И в мае я отпевал концерт, «седенный» в декабрь…
Такие визиты доставляли мне и семье большое удовольствие. Но никогда в жизни я не забуду той великой, жадной радости, которую я пережил однажды утром весной 1921 года, увидев перед собою человека, предлагающаго мне выехать с ним петь концерт заграницу. «Заграница» то, положим, была доморощенная — всего только Ревель, еще недавно русский губернский город, но теперь это, как-никак, столица Эстонии, державы иностранной, — окно в Европу. А что происходить в Европе, как там люди живут, мы в нашей советской черте оседлости в то время не имели понятия. В Ревеле — мелькнуло у меня в голове — можно будет узнать, что делается в настоящей Европе. Но самое главное — не сон это: передо мною был живой человек во плоти, ясными русскими словами сказавший мне, что вот он возьмет меня и повезет не в какой нибудь Псков, а заграницу, в свободный край.

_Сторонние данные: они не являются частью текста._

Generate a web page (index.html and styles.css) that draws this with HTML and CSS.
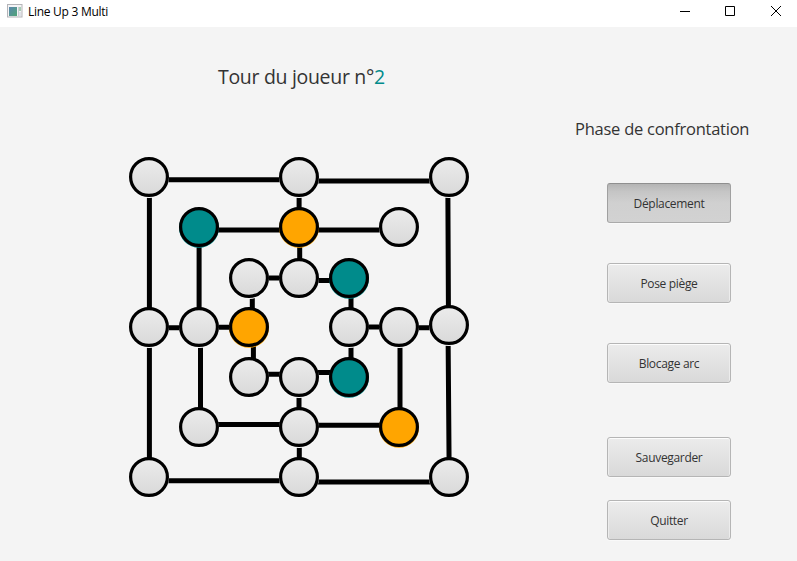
FILE: index.html
```
<!DOCTYPE html>
<html lang="fr">
<head>
<meta charset="utf-8">
<title>Line Up 3 Multi</title>
<link rel="stylesheet" href="styles.css">
</head>
<body>
<header class="titlebar">
  <svg class="app-icon" width="16" height="14" viewBox="0 0 16 14">
    <defs><linearGradient id="screen" x1="0" y1="0" x2="1" y2="1"><stop offset="0" stop-color="#5b86ae"/><stop offset="1" stop-color="#4fa577"/></linearGradient></defs>
    <rect x=".5" y=".5" width="14.5" height="12.5" fill="#f4f4f6" stroke="#b4b4b8"/>
    <rect x="2" y="3" width="8" height="9" fill="url(#screen)"/>
    <rect x="11" y="3" width="1" height="9" fill="#c9ccd3"/>
    <rect x="12" y="3" width="2" height="4" fill="#a5cfb4"/>
    <rect x="12" y="8" width="2" height="4" fill="#dfe2e8"/>
  </svg>
  <span class="window-title">Line Up 3 Multi</span>
  <div class="controls">
    <svg width="46" height="27" viewBox="0 0 46 27"><path d="M20 11.500h10"/></svg>
    <svg width="46" height="27" viewBox="0 0 46 27"><path d="M19.500 6.500h9v9h-9z"/></svg>
    <svg width="46" height="27" viewBox="0 0 46 27"><path d="M19 6l10 10M29 6l-10 10"/></svg>
  </div>
</header>
<main class="game">
  <section class="play">
    <h1 class="turn">Tour du joueur n°<span class="player">2</span></h1>
    <svg class="board" width="342" height="342" viewBox="128 156 342 342">
      <defs>
        <linearGradient id="empty" x1="0" y1="0" x2="0" y2="1"><stop offset="0" stop-color="#ececec"/><stop offset="1" stop-color="#d9d9d9"/></linearGradient>
        <g id="node"><circle class="glow" r="20"/><circle class="ring" r="18.400"/></g>
      </defs>
      <g class="arcs">
        <path d="M149 179.700H299M299 180.900H449M199 230H399M249 277.900H299M299 280.500H349"/>
        <path d="M149 327.700H199M199 327.200H249M349 326.900H399M399 327.700H449"/>
        <path d="M249 374.200H299M299 372.600H349M199 424.500H299M299 425.300H399M149 480.700H299M299 481.900H449"/>
        <path d="M149.400 177V477M199.100 227V327M200.500 327V427M252.300 278V327M253.400 327V377"/>
        <path d="M299.100 177V227M299.700 227V278M299 377V427M299.300 427V477"/>
        <path d="M351 278V377M400 327V427M447.800 177L448.500 325M448 325L449.200 477"/>
      </g>
      <g class="empty">
        <use href="#node" x="149" y="177"/><use href="#node" x="299" y="177"/><use href="#node" x="449" y="177"/>
        <use href="#node" x="399" y="227"/>
        <use href="#node" x="249" y="278"/><use href="#node" x="299" y="278"/>
        <use href="#node" x="149" y="327"/><use href="#node" x="199" y="327"/><use href="#node" x="349" y="327"/><use href="#node" x="399" y="327"/><use href="#node" x="449" y="325"/>
        <use href="#node" x="249" y="377"/><use href="#node" x="299" y="377"/>
        <use href="#node" x="199" y="427"/><use href="#node" x="299" y="427"/>
        <use href="#node" x="149" y="477"/><use href="#node" x="299" y="477"/><use href="#node" x="449" y="477"/>
      </g>
      <g class="teal"><use href="#node" x="199" y="227"/><use href="#node" x="349" y="278"/><use href="#node" x="349" y="377"/></g>
      <g class="orange"><use href="#node" x="299" y="227"/><use href="#node" x="249" y="327"/><use href="#node" x="399" y="427"/></g>
    </svg>
  </section>
  <aside class="side">
    <h2 class="phase">Phase de confrontation</h2>
    <div class="actions">
      <button class="btn pressed">Déplacement</button>
      <button class="btn">Pose piège</button>
      <button class="btn">Blocage arc</button>
    </div>
    <div class="session">
      <button class="btn">Sauvegarder</button>
      <button class="btn">Quitter</button>
    </div>
  </aside>
</main>
</body>
</html>
```
FILE: styles.css
```
* { box-sizing: border-box; }
body {
  margin: 0;
  width: 797px;
  height: 561px;
  overflow: hidden;
  background: #f4f4f4;
  color: #333;
  font-family: "Open Sans", "Noto Sans", sans-serif;
}
.titlebar {
  display: flex;
  height: 27px;
  padding-left: 7px;
  background: #fff;
  color: #000;
}
.app-icon { margin-top: 4px; }
.window-title {
  margin-left: 5px;
  font-size: 12px;
  line-height: 24px;
  letter-spacing: -0.28px;
}
.controls { display: flex; margin-left: auto; margin-right: -1px; }
.controls path { fill: none; stroke: #000; stroke-width: 1; }
.game { display: flex; height: 534px; }
.play { width: 575px; }
.turn {
  margin: 35px 0 0 218px;
  height: 30px;
  font-size: 19.5px;
  font-weight: 400;
  line-height: 30px;
  letter-spacing: -0.31px;
  white-space: nowrap;
}
.player { color: #008b8b; }
.board { display: block; margin: 64px 0 0 128px; }
.arcs path { fill: none; stroke: #000; stroke-width: 5; }
.empty { fill: url(#empty); --edge: #f8f8f8; --drop: 1px; }
.teal { fill: #008b8b; --edge: #008b8b; --drop: 0.8px; }
.orange { fill: #ffa500; --edge: #ffa500; --drop: 0.8px; }
.glow { fill: var(--edge); cy: var(--drop); }
.ring { stroke: #000; stroke-width: 3.2; }
.side { width: 222px; }
.phase {
  margin: 87px 0 0;
  height: 30px;
  font-size: 16.5px;
  font-weight: 400;
  line-height: 30px;
  letter-spacing: -0.25px;
  white-space: nowrap;
}
.actions, .session {
  display: flex;
  flex-direction: column;
  margin-left: 32px;
  gap: 40px;
}
.actions { margin-top: 39px; }
.session { margin-top: 54px; gap: 23px; }
.btn {
  width: 124px;
  height: 40px;
  padding: 1px 0 0;
  border: 1px solid #b5b5b5;
  border-radius: 3px;
  background: linear-gradient(#ececec, #d9d9d9);
  box-shadow: inset 0 1px #fcfcfc, inset 1px 0 #ececec, inset -1px 0 #ececec, 0 1px #f9f9f9;
  color: #333;
  font: 12px "Open Sans", "Noto Sans", sans-serif;
  letter-spacing: -0.33px;
}
.pressed {
  border-color: #8f8f8f #a0a0a0 #aaa;
  background: linear-gradient(#b4b4b4, #c5c5c5 20%, #d0d0d0 50%, #d2d2d2);
  box-shadow: 0 1px #f9f9f9;
}
```
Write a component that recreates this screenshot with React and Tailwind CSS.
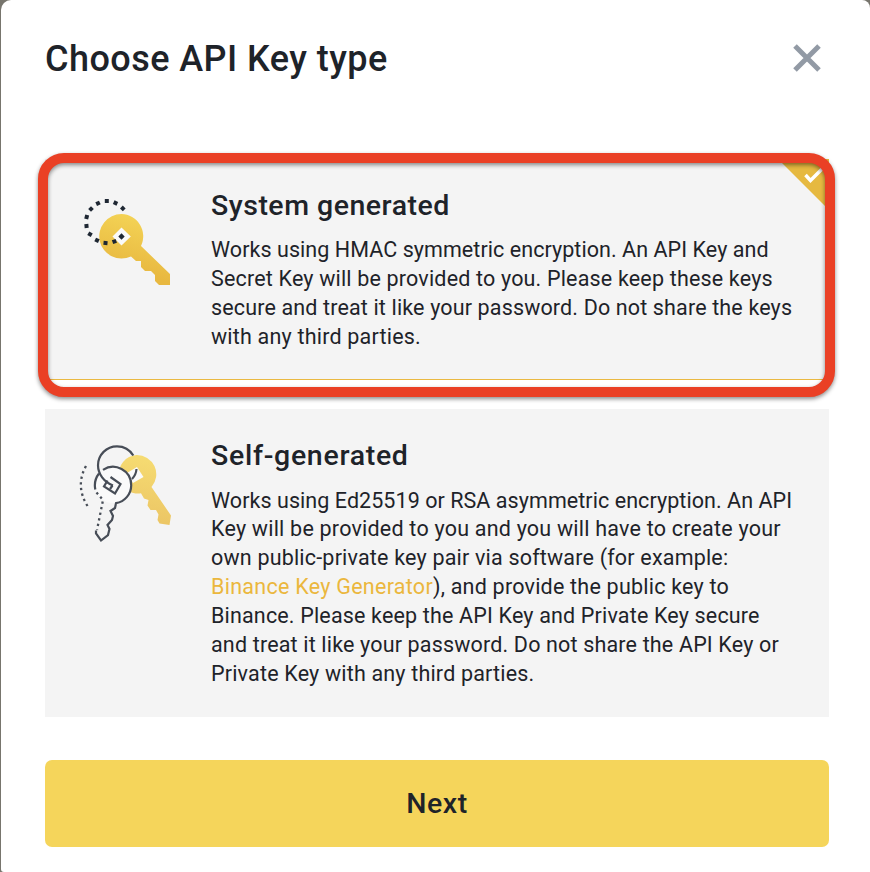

— Отпустят ли? — усумнился я. — Я вспомнил, сколько мне стоило хлопот получить разрешение для моей заболевшей дочери, Марины, выехать в санаторию, в Финляндию, и как долго длились тогда мои хождения по департаментами
— Об этом не безпокойтесь. Разрешение я добуду.
Действительно, меня отпустили. Поехали мы втроем: я, виолончелист Вольф-Израэль и, в качестве моего аккомпаниатора, еще один музыкант Маратов, инженер по образованию. Захватил я с собою и моего приятеля Исайку. Что банальнее переезда границы?
Сколько я их в жизни моей переехал! Но Гулливер, вступивший впервые в страну лилипутов, едва ли испытал более сильное ощущение, чем я, очутившись на первой заграничной станции. Для нас, отвыкших от частной торговли, было в высшей степени сенсационно то, что в буфете этой станции можно было купить сколько угодно хлеба. Хлеб был хороший — весовой, хорошо испеченный и посыпанный мучкой. Совестно было мне смотреть, как мой Исайка, с энтузиазмом набросившись на этот хлеб, стал запихивать его за обе щеки, сколько было технически возможно.
— Перестань! — весело закричал я на него во весь голос. — Приеду — донесу, как ты компрометируешь свою родину, показывая, будто там голодно.